Commentaries
7:1-9 God bears long, but he will not bear always with a provoking people. The remembrance of the mercies we formerly received, like the produce of the earth of the former growth, should make us submissive to the will of God, when we meet with disappointments in the latter growth. The Lord has many ways of humbling a sinful nation. Whatever trouble we are under, we should be most earnest with God for the forgiveness of sin. Sin will soon make a great people small. What will become of Israel, if the hand that should raise him be stretched out against him? See the power of prayer. See what a blessing praying people are to a land. See how ready, how swift God is to show mercy; how he waits to be gracious.

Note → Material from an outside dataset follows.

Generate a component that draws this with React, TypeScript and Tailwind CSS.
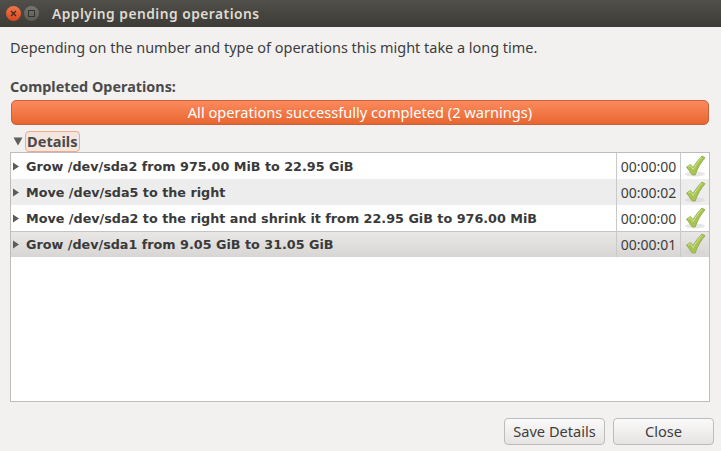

Israel was a wall, a strong wall, which God himself reared as a defence to his sanctuary. The Lord now seems to stand upon this wall. He measures it; it appears to be a bowing, bulging wall. Thus God would bring the people of Israel to the trial, would discover their wickedness; and the time will come, when those who have been spared often, shall be spared no longer. But the Lord still calls Israel his people. The repeated prayer and success of the prophet should lead us to seek the Saviour.
3. repented for this—that is, of this. The change was not in the mind of God (Nu 2:19; Jas 1:17), but in the effect outwardly. God unchangeably does what is just; it is just that He should hear intercessory prayer (Jas 5:16-18), as it would have been just for Him to have let judgment take its course at once on the guilty nation, but for the prayer of one or two righteous men in it (compare Ge 18:23-33; 1Sa 15:11; Jer 42:10). The repentance of the sinner, and God's regard to His own attributes of mercy and covenanted love, also cause God outwardly to deal with him as if he repented (Jon 3:10), whereas the change in outward dealing is in strictest harmony with God's own unchangeableness.
It shall not be—Israel's utter overthrow now. Pul was influenced by God to accept money and withdraw from Israel.